The new Wise Avenue Park replaces street of blighted structures
Macon-Bibb County leaders celebrated the opening of the new Wise Avenue Park ( off of Riverside Drive between Betty Tolbert Way and Hudson Street ) in the Historic Pleasant Hill neighborhood with a ribbon-cutting event on Wednesday, September 18. You can watch that event here at MaconBibb.TV.
Wise Avenue was an abandoned street with only fallen and rundown houses on it, so the County bought the properties, demolished all of the buildings, and created the multipurpose field and pavilion for the neighborhood to enjoy. The new park was built as part of Macon-Bibb’s Blight Remediation Program using $2 million in bond funds. Click here for a video from when the demolitions began and to see what the street looked like before the park was created.
The Blight Remediation Program is a focused attack on neighborhood blight by demolishing structures, creating better places for people, and bolstering existing projects. In previous years, Macon-Bibb tore down single houses across the county, but after visiting cities successfully attacking blight and spurring revitalization, they learned a better effort was to tear down groups of blighted homes in the same neighborhood. That effort would also be much more sustainable if it were tied in with another project that would put something in the neighborhood where the houses once stood.
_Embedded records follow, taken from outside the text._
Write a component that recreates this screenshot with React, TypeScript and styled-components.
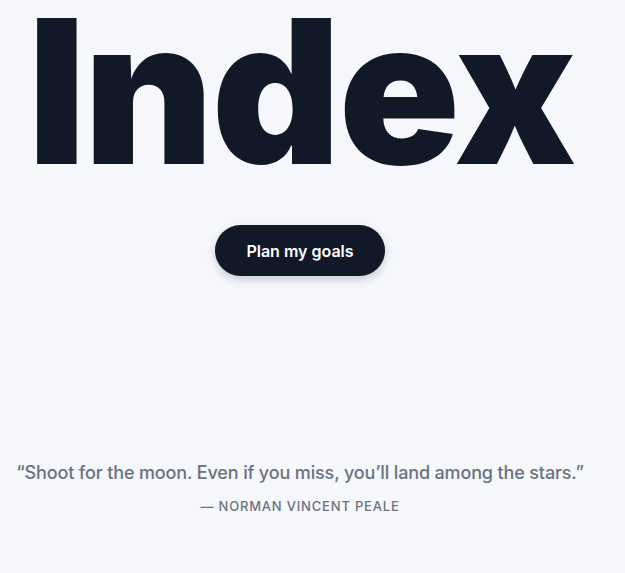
import React from "react";
import styled, { createGlobalStyle } from "styled-components";

const GlobalStyle = createGlobalStyle`
  html, body {
    margin: 0;
    padding: 0;
    background: #f5f7fa;
  }
  body {
    font-family: Inter, "Noto Sans", sans-serif;
  }
`;

const Page = styled.main`
  width: 600px;
  min-height: 573px;
  display: flex;
  flex-direction: column;
  align-items: center;
  box-sizing: border-box;
  overflow: hidden;
`;

const Title = styled.h1`
  margin: -9px 0 0;
  font-size: 200px;
  font-weight: 900;
  line-height: 1;
  letter-spacing: -0.01em;
  color: #111827;
  transform: translateX(1px);
`;

const GoalButton = styled.button`
  margin-top: 34px;
  height: 51px;
  padding: 0 31px;
  border: none;
  border-radius: 26px;
  background: #111827;
  color: #ffffff;
  font-family: Inter, "Noto Sans", sans-serif;
  font-size: 16px;
  font-weight: 600;
  box-shadow: 0 4px 8px rgba(17, 24, 39, 0.18);
  cursor: pointer;
`;

const Quote = styled.blockquote`
  margin: 185px 0 0;
  display: flex;
  flex-direction: column;
  align-items: center;
  gap: 13px;
`;

const QuoteText = styled.p`
  margin: 0;
  font-size: 18px;
  font-weight: 500;
  line-height: 24px;
  letter-spacing: -0.008em;
  color: #6b7280;
  white-space: nowrap;
`;

const Author = styled.cite`
  font-style: normal;
  font-size: 13px;
  font-weight: 500;
  letter-spacing: 0.062em;
  text-transform: uppercase;
  color: #6b7280;
`;

export default function App() {
  return (
    <>
      <GlobalStyle />
      <Page>
        <Title>Index</Title>
        <GoalButton>Plan my goals</GoalButton>
        <Quote>
          <QuoteText>
            “Shoot for the moon. Even if you miss, you’ll land among the stars.”
          </QuoteText>
          <Author>— Norman Vincent Peale</Author>
        </Quote>
      </Page>
    </>
  );
}
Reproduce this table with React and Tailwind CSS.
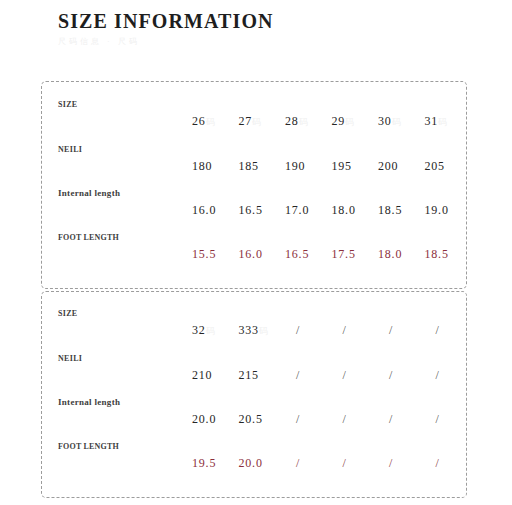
import React from "react";

const serif = { fontFamily: '"Liberation Serif", "Times New Roman", serif' };

const box1 = [
  { label: "SIZE", cls: "text-[8px] tracking-[0.3px]", vals: ["26", "27", "28", "29", "30", "31"], ghost: true },
  { label: "NEILI", cls: "text-[8px] tracking-[0.3px]", vals: ["180", "185", "190", "195", "200", "205"] },
  { label: "Internal length", cls: "text-[9px] tracking-[0.3px]", vals: ["16.0", "16.5", "17.0", "18.0", "18.5", "19.0"] },
  { label: "FOOT LENGTH", cls: "text-[8px] tracking-[0.2px]", vals: ["15.5", "16.0", "16.5", "17.5", "18.0", "18.5"], red: true },
];

const box2 = [
  { label: "SIZE", cls: "text-[8px] tracking-[0.3px]", vals: ["32", "333", "/", "/", "/", "/"], ghost: true },
  { label: "NEILI", cls: "text-[8px] tracking-[0.3px]", vals: ["210", "215", "/", "/", "/", "/"] },
  { label: "Internal length", cls: "text-[9px] tracking-[0.3px]", vals: ["20.0", "20.5", "/", "/", "/", "/"] },
  { label: "FOOT LENGTH", cls: "text-[8px] tracking-[0.2px]", vals: ["19.5", "20.0", "/", "/", "/", "/"], red: true },
];

function Row({ row, last }) {
  return (
    <div className={last ? "" : "mb-[10px]"}>
      <div className={`leading-[17px] font-bold text-[#404040] ${row.cls}`}>{row.label}</div>
      <div className="grid grid-cols-[repeat(6,46.5px)] pl-[134px] leading-[17px] text-[12px] tracking-[0.8px]">
        {row.vals.map((v, i) =>
          v === "/" ? (
            <span key={i} className={`pl-[11px] ${row.red ? "text-[#8a3a46]" : "text-[#555]"}`}>/</span>
          ) : (
            <span key={i} className={row.red ? "text-[#8c2f3c]" : "text-[#262626]"}>
              {v}
              {row.ghost && <span className="text-[#efefef] text-[9px]">码</span>}
            </span>
          )
        )}
      </div>
    </div>
  );
}

function Box({ rows, className }) {
  return (
    <div className={`ml-[41px] w-[426px] border border-dashed border-[#9c9c9c] rounded-[5px] pl-[16px] ${className}`}>
      {rows.map((r, i) => (
        <Row key={i} row={r} last={i === rows.length - 1} />
      ))}
    </div>
  );
}

export default function App() {
  return (
    <div className="w-[512px] h-[505px] bg-white overflow-hidden" style={serif}>
      <div className="pl-[58px] pt-[11px] h-[81px]">
        <div className="text-[20px] leading-[20px] font-bold tracking-[1.1px] text-[#1e1e1e]">SIZE INFORMATION</div>
        <div className="mt-[6px] text-[8px] leading-[10px] text-[#efefef] tracking-[3px]">尺码信息 · 尺码</div>
      </div>
      <Box rows={box1} className="h-[208px] pt-[14px]" />
      <Box rows={box2} className="mt-[2px] h-[207px] pt-[13px]" />
    </div>
  );
}
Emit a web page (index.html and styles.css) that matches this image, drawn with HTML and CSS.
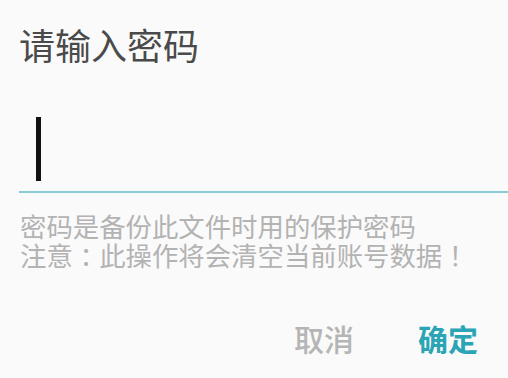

Other projects include expanding the property around the Bert Bivins Fire Station & Sheriff’s Office Precinct on Napier Avenue, expansion of Filmore Thomas Park and Henry Burns Park, a pedestrian bridge along Log Cabin Drive, infrastructure improvements in the Beall’s Hill Neighborhood, construction of the Kings Park Community Center, house demolition to make room for the Lynmore Avenue SMART Park, and more.